Florida’s economy, already staggered by a stagnant real estate market and tight credit conditions, suffered another blow Friday when officials said tourism fell by 1.5 million visitors in 2007.
Preliminary estimates showed 82.4 million people visited Florida in 2007, compared to 83.9 who came in 2006. It was the first drop-off in visitors to Florida since shortly after the Sept. 11, 2001 terrorist attacks in the northeast.
“Trends suggest that some vacationers traveling by auto may be staying closer to home,” said Bud Nocera, president and CEO of Visit Florida, the state’s private-public tourism agency.
Folks in other states apparently were staying closer to home too.
Tourism was flat a year ago as well, increasing by 1 percent, and Visit Florida has renewed its call on the Legislature for money to help lure more visitors with advertising blitzes.
“With ever increasing competition in the market place, it is important for Florida to be top of mind to all potential travelers,” said Nicki Grossman, vice chairman of the Florida Commission on Tourism. “Now more than ever, Florida’s tourism industry is counting on the Legislature.”
Tourism leaders want lawmakers to support Gov.
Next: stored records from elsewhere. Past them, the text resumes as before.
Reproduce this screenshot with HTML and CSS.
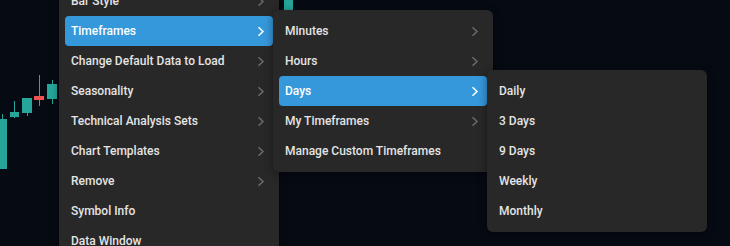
FILE: index.html
```html
<!DOCTYPE html>
<html>
<head>
	<title>Chart context menu</title>
	<link rel="stylesheet" href="styles.css">
</head>
<body>
	<div class="chart">
		<svg class="candles" width="730" height="246" viewBox="0 0 730 246">
			<!-- wicks -->
			<rect x="2" y="114" width="1" height="8" fill="#26a69a"/>
			<rect x="14" y="101" width="1" height="17" fill="#26a69a"/>
			<rect x="27" y="110" width="1" height="6" fill="#26a69a"/>
			<rect x="39" y="75" width="1" height="31" fill="#ef5350"/>
			<rect x="52" y="80" width="1" height="24" fill="#26a69a"/>
			<!-- bodies -->
			<rect x="0" y="119" width="7" height="50" fill="#26a69a"/>
			<rect x="10" y="112" width="9" height="5" fill="#26a69a"/>
			<rect x="22" y="98" width="10" height="15" fill="#26a69a"/>
			<rect x="34" y="96" width="10" height="4" fill="#ef5350"/>
			<rect x="47" y="84" width="10" height="15" fill="#26a69a"/>
			<rect x="284" y="0" width="9" height="10" fill="#26a69a"/>
		</svg>

		<ul class="menu menu-main">
			<li class="item has-sub">Bar Style</li>
			<li class="item has-sub active">Timeframes</li>
			<li class="item has-sub">Change Default Data to Load</li>
			<li class="item has-sub">Seasonality</li>
			<li class="item has-sub">Technical Analysis Sets</li>
			<li class="item has-sub">Chart Templates</li>
			<li class="item has-sub">Remove</li>
			<li class="item">Symbol Info</li>
			<li class="item">Data Window</li>
		</ul>

		<ul class="menu menu-timeframes">
			<li class="item has-sub">Minutes</li>
			<li class="item has-sub">Hours</li>
			<li class="item has-sub active">Days</li>
			<li class="item has-sub">My Timeframes</li>
			<li class="item">Manage Custom Timeframes</li>
		</ul>

		<ul class="menu menu-days">
			<li class="item">Daily</li>
			<li class="item">3 Days</li>
			<li class="item">9 Days</li>
			<li class="item">Weekly</li>
			<li class="item">Monthly</li>
		</ul>
	</div>

	<script>
		// Add a chevron to every item that opens a submenu
		var chevron = '<svg class="chevron" width="8" height="11" viewBox="0 0 8 11">' +
			'<path d="M1.5 1.2 L6 5.5 L1.5 9.8" fill="none" stroke="currentColor" stroke-width="1.5"/></svg>';
		document.querySelectorAll('.has-sub').forEach(function(li) {
			li.innerHTML = '<span>' + li.textContent + '</span>' + chevron;
		});
	</script>
</body>
</html>
```

FILE: styles.css
```css
body {
	margin: 0;
	padding: 0;
	background-color: #060a13;
	font-family: Roboto, "Liberation Sans", sans-serif;
	overflow: hidden;
}

.chart {
	position: relative;
	width: 730px;
	height: 246px;
	overflow: hidden;
}

.candles {
	display: block;
}

.menu {
	position: absolute;
	width: 208px;
	margin: 0;
	padding: 6px;
	list-style: none;
	background-color: #282828;
	border-radius: 6px;
	box-shadow: 0 2px 8px rgba(0, 0, 0, 0.45);
}

.menu-main {
	left: 59px;
	top: -20px;
	border-radius: 0;
}

.menu-timeframes {
	left: 273px;
	top: 10px;
}

.menu-days {
	left: 487px;
	top: 70px;
}

.item {
	display: flex;
	align-items: center;
	justify-content: space-between;
	height: 30px;
	padding: 0 8px 0 6px;
	font-size: 12px;
	font-weight: 500;
	color: #e4e4e4;
	border-radius: 4px;
	white-space: nowrap;
}

.item .chevron {
	color: #6b6b6b;
}

.item.active {
	background-color: #3598db;
	color: #ffffff;
}

.item.active .chevron {
	color: #ffffff;
}
```
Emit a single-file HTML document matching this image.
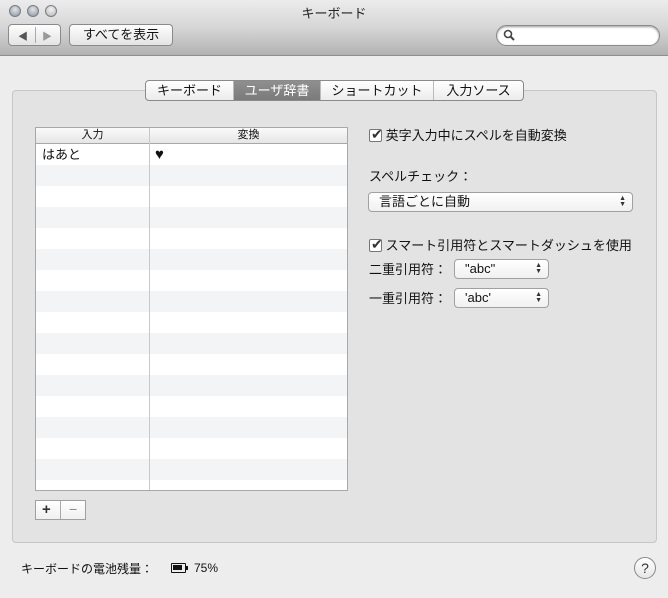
<!DOCTYPE html><html><head><meta charset="utf-8"><style>
*{margin:0;padding:0;box-sizing:border-box}
body{width:668px;height:598px;background:#ededed;font-family:"Liberation Sans","Noto Sans CJK JP",sans-serif;font-size:13px;color:#111;position:relative;overflow:hidden}
.a{position:absolute}
.tb{left:0;top:0;width:668px;height:56px;background:linear-gradient(#ececec,#d6d6d6 50%,#b2b2b2);border-bottom:1px solid #8e8e8e}
.dot{width:12px;height:12px;border-radius:50%;background:radial-gradient(circle at 50% 35%,#e0e4ea,#8d939b);border:1px solid #777d85;top:5px}
.btn{background:linear-gradient(#fdfdfd,#e4e4e4);border:1px solid #8a8a8a;border-radius:4px}
.grp{left:12px;top:90px;width:645px;height:453px;background:#e3e3e3;border:1px solid #c6c6c6;border-radius:4px}
.tabs{left:145px;top:80px;height:21px;width:379px;border:1px solid #8a8a8a;border-radius:4px;background:linear-gradient(#fff,#ececec);display:flex;overflow:hidden;font-size:13px}
.tabs div{height:19px;line-height:19px;text-align:center;border-right:1px solid #bbb}
.tbl{left:35px;top:127px;width:313px;height:364px;border:1px solid #a8a8a8;background:#fff;overflow:hidden}
.row{position:absolute;left:0;width:311px;height:21px}
.pop{background:linear-gradient(#fff,#f0f0f0);border:1px solid #a0a0a0;border-radius:4px;height:20px;line-height:18px;padding-left:10px}
.ar{position:absolute;right:6px;top:3px;font-size:7px;line-height:6px;color:#333}
.cb{width:13px;height:13px;border:1px solid #777;border-radius:2px;background:#fff;display:inline-block;position:relative}
</style></head><body>
<div class="a tb"></div>
<div class="a dot" style="left:9px"></div><div class="a dot" style="left:27px"></div><div class="a dot" style="left:45px;background:radial-gradient(circle at 50% 35%,#f2f2f2,#b5b5b5)"></div>
<div class="a" style="left:0;width:668px;top:3px;text-align:center;font-size:13px;color:#222">キーボード</div>
<div class="a btn" style="left:8px;top:24px;width:53px;height:22px"><span class="a" style="left:9px;top:3px;font-size:10px;color:#555">◀</span><span class="a" style="left:26px;top:2px;width:1px;height:16px;background:#aaa"></span><span class="a" style="left:33px;top:3px;font-size:10px;color:#999">▶</span></div>
<div class="a btn" style="left:69px;top:24px;width:104px;height:22px;text-align:center;line-height:20px">すべてを表示</div>
<div class="a" style="left:496px;top:25px;width:164px;height:21px;border-radius:11px;background:#fff;border:1px solid #8a8a8a;box-shadow:inset 0 1px 2px #999"><svg class="a" style="left:6px;top:3px" width="13" height="13"><circle cx="5" cy="5" r="3.5" fill="none" stroke="#444" stroke-width="1.6"/><path d="M7.5 7.5L11 11" stroke="#444" stroke-width="2"/></svg></div>
<div class="a grp"></div>
<div class="a tabs"><div style="width:88px">キーボード</div><div style="width:87px;background:linear-gradient(#8f8f8f,#7a7a7a);color:#fff">ユーザ辞書</div><div style="width:113px">ショートカット</div><div style="width:89px;border:none">入力ソース</div></div>
<div class="a tbl">
<div class="row" style="top:0;height:16px;background:linear-gradient(#fafafa,#e6e6e6);border-bottom:1px solid #a8a8a8;font-size:11px;line-height:15px"><span class="a" style="left:0;width:113px;text-align:center">入力</span><span class="a" style="left:114px;width:197px;text-align:center">変換</span></div>
<div class="row" style="top:16px;line-height:21px"><span class="a" style="left:6px">はあと</span><span class="a" style="left:119px;font-size:15px">♥</span></div>
<div class="row" style="top:37px;background:#f3f4f6"></div><div class="row" style="top:79px;background:#f3f4f6"></div><div class="row" style="top:121px;background:#f3f4f6"></div><div class="row" style="top:163px;background:#f3f4f6"></div><div class="row" style="top:205px;background:#f3f4f6"></div><div class="row" style="top:247px;background:#f3f4f6"></div><div class="row" style="top:289px;background:#f3f4f6"></div><div class="row" style="top:331px;background:#f3f4f6"></div>
<div class="a" style="left:113px;top:0;width:1px;height:364px;background:#c8c8c8"></div>
</div>
<div class="a" style="left:35px;top:500px;width:51px;height:20px;border:1px solid #a0a0a0;background:linear-gradient(#fff,#f0f0f0)"><span class="a" style="left:6px;top:0;font-weight:bold;font-size:15px;color:#333">+</span><span class="a" style="left:24px;top:0;width:1px;height:18px;background:#aaa"></span><span class="a" style="left:33px;top:0;font-size:14px;color:#888">−</span></div>
<div class="a" style="left:369px;top:125px"><span class="cb" style="vertical-align:-2px"><span class="a" style="left:1px;top:-4px;font-size:14px;color:#333">✔</span></span> 英字入力中にスペルを自動変換</div>
<div class="a" style="left:369px;top:166px">スペルチェック：</div>
<div class="a pop" style="left:368px;top:192px;width:265px">言語ごとに自動<span class="ar">▲<br>▼</span></div>
<div class="a" style="left:369px;top:235px"><span class="cb" style="vertical-align:-2px"><span class="a" style="left:1px;top:-4px;font-size:14px;color:#333">✔</span></span> スマート引用符とスマートダッシュを使用</div>
<div class="a" style="left:369px;top:259px">二重引用符：</div>
<div class="a pop" style="left:454px;top:259px;width:95px">"abc"<span class="ar">▲<br>▼</span></div>
<div class="a" style="left:369px;top:288px">一重引用符：</div>
<div class="a pop" style="left:454px;top:288px;width:95px">'abc'<span class="ar">▲<br>▼</span></div>
<div class="a" style="left:21px;top:560px;font-size:12px">キーボードの電池残量：</div>
<div class="a" style="left:171px;top:563px;width:15px;height:10px;border:1.5px solid #111;border-radius:1px"><div style="margin:1px;width:9px;height:5px;background:#111"></div></div>
<div class="a" style="left:186px;top:566px;width:2px;height:4px;background:#111"></div>
<div class="a" style="left:194px;top:561px;font-size:12px">75%</div>
<div class="a" style="left:634px;top:557px;width:22px;height:22px;border-radius:50%;border:1px solid #888;background:linear-gradient(#fff,#e6e6e6);text-align:center;line-height:20px;font-size:14px;color:#333">?</div>
</body></html>
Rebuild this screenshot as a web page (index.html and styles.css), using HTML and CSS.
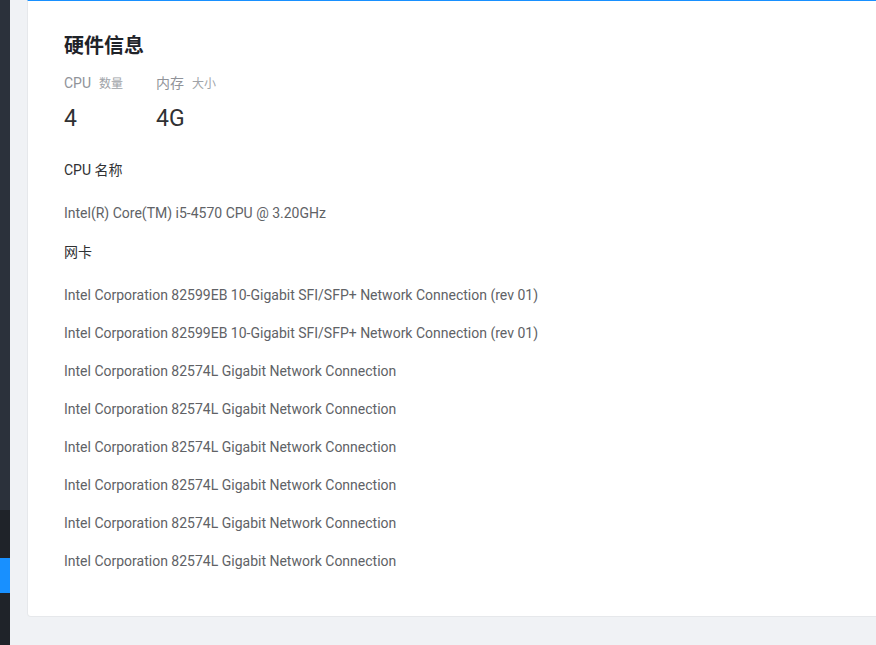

Charlie Crist’s $43.3 million budget request for the industry.
Florida tax coffers received $3.9 billion in 2006 from the state’s $65 billion tourism industry, which employs nearly 1 million Florida residents.
The Legislature’s top economist, Amy Baker, said the national recession was largely responsible for the state’s tourism downturn.
“The two places you’d see it the most are in sales tax collections and rental car surcharges,” Baker said. “The housing was a homegrown problem, the tourism is not.”